== Listed records ==
┌──
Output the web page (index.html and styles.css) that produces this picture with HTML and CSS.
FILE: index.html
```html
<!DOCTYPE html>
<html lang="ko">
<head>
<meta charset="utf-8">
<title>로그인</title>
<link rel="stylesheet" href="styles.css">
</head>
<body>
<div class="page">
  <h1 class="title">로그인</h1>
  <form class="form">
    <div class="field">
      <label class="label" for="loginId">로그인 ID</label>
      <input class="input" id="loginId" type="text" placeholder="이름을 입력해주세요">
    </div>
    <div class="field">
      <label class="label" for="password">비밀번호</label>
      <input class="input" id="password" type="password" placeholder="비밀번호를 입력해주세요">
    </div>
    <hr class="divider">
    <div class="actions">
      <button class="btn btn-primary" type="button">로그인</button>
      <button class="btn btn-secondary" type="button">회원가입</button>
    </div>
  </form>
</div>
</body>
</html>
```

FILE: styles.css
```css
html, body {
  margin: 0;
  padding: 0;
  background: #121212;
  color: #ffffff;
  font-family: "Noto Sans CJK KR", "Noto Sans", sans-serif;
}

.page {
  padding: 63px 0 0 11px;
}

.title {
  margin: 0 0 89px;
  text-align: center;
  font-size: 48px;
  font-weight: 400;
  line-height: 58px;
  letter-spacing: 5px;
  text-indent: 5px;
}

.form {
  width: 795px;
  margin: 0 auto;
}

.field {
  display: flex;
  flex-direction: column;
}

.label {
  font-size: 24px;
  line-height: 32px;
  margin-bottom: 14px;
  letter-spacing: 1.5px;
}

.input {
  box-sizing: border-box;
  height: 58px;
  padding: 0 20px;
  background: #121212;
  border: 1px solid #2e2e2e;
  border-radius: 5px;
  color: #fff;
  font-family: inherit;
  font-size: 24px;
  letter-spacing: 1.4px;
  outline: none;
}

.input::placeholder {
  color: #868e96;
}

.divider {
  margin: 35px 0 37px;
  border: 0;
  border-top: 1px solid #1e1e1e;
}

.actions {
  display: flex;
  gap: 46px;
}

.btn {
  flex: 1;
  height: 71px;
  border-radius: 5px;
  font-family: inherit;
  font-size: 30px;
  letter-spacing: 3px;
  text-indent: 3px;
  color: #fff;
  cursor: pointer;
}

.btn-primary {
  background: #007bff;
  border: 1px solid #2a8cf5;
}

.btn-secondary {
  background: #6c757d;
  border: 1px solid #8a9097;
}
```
└──
┌──
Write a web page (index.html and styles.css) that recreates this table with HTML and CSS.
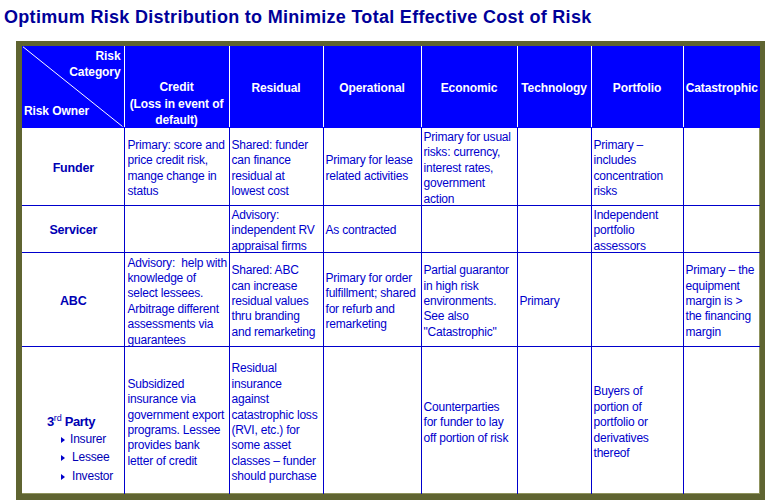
└──
== Challenge ==
Scan the material above for the word "that". Copy each line where it occurs.

== Full output ==
Output the web page (index.html and styles.css) that produces this picture with HTML and CSS.
Write a web page (index.html and styles.css) that recreates this table with HTML and CSS.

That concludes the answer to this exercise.